*The request*:
Output solely the number of lines containing the string "this".

*Listed entries*:
━━━━━━━━━━

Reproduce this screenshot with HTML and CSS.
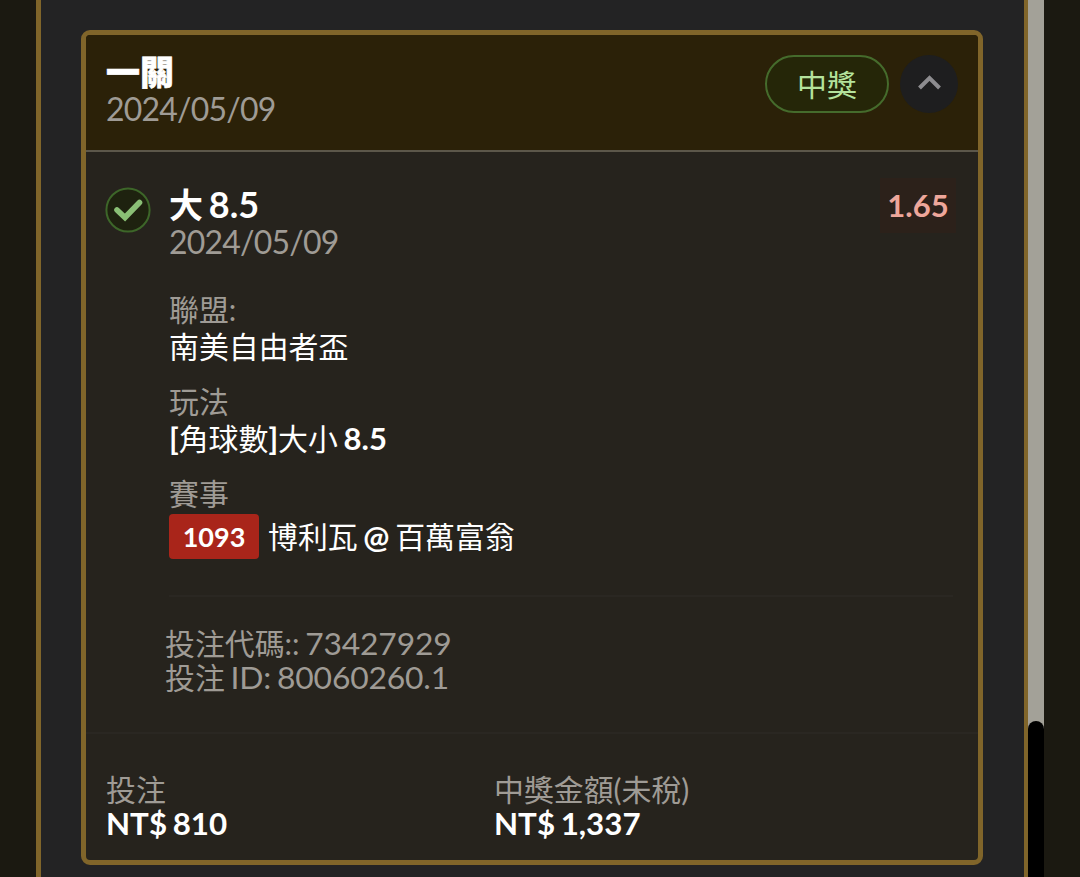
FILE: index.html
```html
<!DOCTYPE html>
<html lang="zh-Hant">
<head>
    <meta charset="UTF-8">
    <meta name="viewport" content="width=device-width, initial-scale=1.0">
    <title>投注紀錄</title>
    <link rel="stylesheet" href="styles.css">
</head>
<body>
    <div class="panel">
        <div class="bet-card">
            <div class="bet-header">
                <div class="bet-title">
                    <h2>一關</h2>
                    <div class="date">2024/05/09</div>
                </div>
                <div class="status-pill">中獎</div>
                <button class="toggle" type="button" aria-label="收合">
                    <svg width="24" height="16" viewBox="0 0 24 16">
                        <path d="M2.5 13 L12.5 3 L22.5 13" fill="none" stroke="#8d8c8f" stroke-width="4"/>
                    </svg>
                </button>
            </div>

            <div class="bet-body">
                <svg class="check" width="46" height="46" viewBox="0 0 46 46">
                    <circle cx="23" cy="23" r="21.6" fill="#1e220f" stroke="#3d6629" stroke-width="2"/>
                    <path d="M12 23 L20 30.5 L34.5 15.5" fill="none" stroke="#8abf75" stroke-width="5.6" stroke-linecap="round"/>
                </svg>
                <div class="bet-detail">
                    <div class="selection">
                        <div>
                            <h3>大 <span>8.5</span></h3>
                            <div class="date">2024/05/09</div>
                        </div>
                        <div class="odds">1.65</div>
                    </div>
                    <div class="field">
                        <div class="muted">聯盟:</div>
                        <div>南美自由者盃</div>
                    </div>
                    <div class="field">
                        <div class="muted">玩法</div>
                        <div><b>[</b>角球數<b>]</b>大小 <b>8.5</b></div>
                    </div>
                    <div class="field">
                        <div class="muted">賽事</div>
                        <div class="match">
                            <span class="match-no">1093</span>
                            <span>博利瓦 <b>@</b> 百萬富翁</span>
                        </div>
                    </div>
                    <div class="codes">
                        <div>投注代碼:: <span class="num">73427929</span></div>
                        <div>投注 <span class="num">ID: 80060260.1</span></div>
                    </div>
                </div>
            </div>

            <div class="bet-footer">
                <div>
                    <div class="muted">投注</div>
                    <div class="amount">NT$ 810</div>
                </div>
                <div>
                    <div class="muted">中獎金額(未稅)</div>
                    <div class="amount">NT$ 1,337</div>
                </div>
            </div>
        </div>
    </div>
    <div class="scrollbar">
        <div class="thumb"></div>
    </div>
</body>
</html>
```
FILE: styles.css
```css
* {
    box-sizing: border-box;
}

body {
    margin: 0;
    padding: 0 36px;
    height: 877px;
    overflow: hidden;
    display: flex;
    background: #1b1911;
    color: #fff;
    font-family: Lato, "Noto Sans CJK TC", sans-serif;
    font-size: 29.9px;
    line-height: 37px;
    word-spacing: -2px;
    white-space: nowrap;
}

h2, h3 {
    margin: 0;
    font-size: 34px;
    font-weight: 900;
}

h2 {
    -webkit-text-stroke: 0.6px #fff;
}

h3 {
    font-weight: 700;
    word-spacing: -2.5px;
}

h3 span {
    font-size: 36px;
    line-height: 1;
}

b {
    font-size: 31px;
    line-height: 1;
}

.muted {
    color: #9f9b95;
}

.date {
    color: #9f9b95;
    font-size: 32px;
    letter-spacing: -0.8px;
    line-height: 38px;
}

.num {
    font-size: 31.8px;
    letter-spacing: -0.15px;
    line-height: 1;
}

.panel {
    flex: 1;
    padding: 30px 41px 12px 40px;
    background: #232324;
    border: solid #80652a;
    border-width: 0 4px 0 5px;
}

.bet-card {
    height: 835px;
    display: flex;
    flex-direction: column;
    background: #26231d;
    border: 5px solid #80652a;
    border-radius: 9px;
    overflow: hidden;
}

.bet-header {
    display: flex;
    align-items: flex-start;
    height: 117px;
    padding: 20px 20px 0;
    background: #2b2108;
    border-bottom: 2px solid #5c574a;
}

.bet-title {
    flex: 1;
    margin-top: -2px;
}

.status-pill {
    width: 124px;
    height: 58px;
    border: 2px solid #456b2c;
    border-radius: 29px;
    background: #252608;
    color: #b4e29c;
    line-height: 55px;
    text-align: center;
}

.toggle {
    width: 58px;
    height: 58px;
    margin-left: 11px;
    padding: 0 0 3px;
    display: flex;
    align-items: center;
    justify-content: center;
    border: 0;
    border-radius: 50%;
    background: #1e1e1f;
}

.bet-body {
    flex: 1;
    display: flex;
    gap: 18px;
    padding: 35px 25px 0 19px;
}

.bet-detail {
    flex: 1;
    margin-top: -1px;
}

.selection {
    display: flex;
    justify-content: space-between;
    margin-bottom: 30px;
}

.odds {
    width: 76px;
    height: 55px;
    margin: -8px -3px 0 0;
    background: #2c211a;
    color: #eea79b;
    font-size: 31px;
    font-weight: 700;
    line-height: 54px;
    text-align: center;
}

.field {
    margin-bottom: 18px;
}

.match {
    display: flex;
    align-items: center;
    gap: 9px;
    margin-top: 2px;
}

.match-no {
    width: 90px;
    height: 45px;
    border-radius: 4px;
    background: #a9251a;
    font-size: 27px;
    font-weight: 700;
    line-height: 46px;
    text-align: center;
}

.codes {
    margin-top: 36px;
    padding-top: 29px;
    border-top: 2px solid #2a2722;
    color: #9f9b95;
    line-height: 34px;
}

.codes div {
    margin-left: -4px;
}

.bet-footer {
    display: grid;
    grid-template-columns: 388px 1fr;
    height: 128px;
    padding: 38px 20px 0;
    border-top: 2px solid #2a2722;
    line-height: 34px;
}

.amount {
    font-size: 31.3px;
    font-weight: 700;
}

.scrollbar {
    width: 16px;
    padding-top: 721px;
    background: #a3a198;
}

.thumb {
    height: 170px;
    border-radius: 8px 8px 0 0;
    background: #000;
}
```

━━━━━━━━━━

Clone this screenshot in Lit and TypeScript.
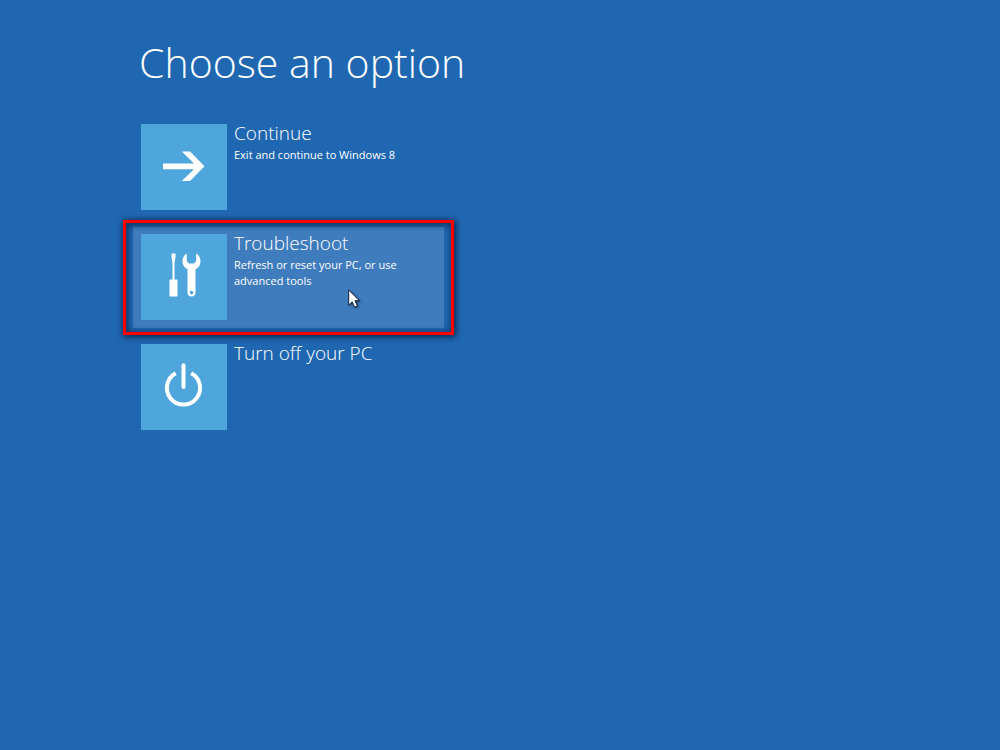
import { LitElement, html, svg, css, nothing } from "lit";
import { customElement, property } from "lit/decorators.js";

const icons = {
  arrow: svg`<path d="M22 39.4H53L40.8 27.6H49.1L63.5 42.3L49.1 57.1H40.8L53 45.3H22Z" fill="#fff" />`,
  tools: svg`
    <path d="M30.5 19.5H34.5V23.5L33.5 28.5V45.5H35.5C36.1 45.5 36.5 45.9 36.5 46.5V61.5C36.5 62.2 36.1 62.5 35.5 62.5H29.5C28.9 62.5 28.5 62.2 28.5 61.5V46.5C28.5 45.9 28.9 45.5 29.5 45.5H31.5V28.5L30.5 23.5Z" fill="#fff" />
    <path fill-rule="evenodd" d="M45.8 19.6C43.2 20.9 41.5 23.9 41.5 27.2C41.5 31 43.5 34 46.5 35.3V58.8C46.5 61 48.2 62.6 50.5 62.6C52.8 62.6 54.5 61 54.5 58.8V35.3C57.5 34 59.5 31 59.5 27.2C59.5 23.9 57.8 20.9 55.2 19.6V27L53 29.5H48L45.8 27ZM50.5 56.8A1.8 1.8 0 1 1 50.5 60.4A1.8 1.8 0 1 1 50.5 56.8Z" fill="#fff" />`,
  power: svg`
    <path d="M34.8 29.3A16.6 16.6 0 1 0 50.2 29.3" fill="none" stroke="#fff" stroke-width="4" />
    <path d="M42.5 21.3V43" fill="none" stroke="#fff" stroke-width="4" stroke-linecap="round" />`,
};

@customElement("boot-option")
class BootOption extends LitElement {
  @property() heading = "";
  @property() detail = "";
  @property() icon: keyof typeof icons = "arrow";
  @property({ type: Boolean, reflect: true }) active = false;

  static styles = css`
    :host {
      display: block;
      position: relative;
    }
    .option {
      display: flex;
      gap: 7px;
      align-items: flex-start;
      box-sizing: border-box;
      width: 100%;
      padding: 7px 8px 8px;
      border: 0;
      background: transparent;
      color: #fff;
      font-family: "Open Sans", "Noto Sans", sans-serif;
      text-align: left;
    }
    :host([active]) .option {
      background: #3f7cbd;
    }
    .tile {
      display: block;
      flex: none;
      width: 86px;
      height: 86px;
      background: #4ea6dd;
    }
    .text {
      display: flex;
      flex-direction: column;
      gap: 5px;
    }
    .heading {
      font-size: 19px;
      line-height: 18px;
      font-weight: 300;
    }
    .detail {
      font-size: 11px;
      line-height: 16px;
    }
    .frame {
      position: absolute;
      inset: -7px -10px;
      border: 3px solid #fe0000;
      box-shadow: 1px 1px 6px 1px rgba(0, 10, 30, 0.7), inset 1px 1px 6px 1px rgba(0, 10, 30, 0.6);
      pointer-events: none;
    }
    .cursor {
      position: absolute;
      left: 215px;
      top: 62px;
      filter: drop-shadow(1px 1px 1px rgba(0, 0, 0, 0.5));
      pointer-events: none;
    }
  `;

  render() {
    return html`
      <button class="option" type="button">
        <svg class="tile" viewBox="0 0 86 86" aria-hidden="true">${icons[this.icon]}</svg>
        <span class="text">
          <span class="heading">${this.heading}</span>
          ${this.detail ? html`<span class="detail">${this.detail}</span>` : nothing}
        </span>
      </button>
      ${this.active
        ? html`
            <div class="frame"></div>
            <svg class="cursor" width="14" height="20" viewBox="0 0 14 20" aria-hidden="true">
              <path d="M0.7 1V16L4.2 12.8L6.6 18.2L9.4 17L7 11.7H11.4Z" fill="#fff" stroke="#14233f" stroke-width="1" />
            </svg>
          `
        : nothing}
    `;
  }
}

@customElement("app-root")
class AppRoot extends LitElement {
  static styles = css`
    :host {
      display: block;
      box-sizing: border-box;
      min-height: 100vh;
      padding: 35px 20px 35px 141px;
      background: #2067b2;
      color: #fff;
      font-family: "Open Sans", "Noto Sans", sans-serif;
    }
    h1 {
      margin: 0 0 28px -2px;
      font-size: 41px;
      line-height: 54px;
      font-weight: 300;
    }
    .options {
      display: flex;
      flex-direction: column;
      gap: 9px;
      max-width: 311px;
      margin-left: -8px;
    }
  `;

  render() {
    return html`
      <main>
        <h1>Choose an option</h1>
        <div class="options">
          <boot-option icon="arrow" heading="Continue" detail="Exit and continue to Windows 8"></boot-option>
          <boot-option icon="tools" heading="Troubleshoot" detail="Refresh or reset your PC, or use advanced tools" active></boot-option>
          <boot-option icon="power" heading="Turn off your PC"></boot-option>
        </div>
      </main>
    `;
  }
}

━━━━━━━━━━

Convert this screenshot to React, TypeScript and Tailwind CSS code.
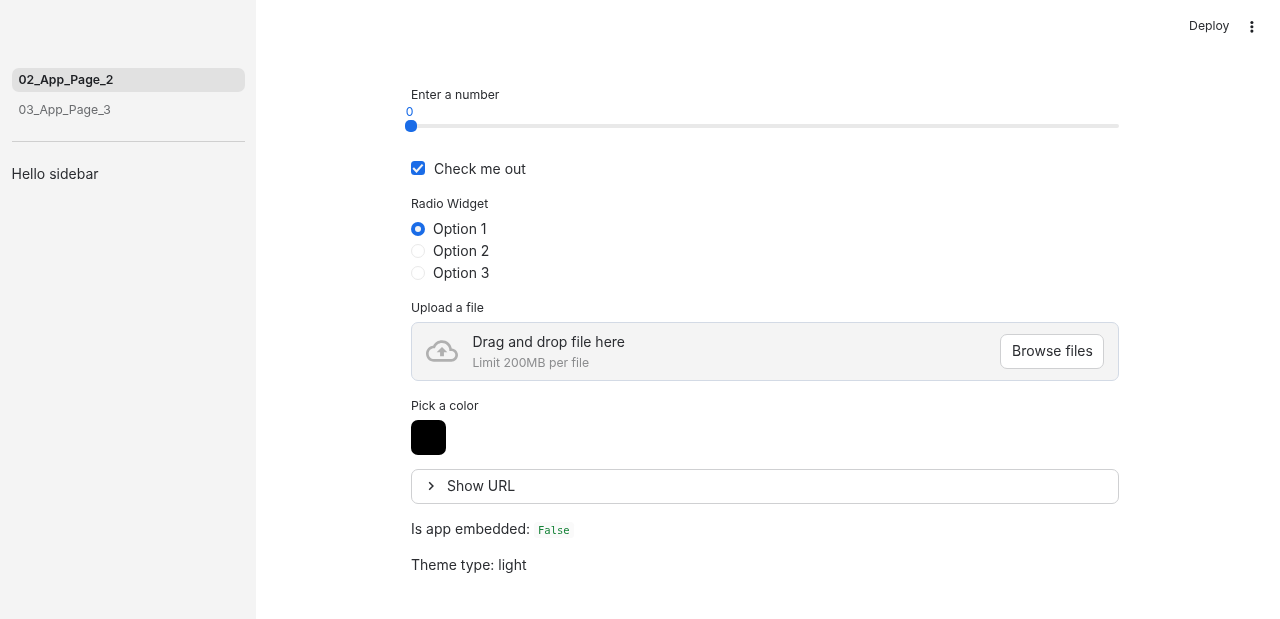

━━━━━━━━━━

*Written reply*:
7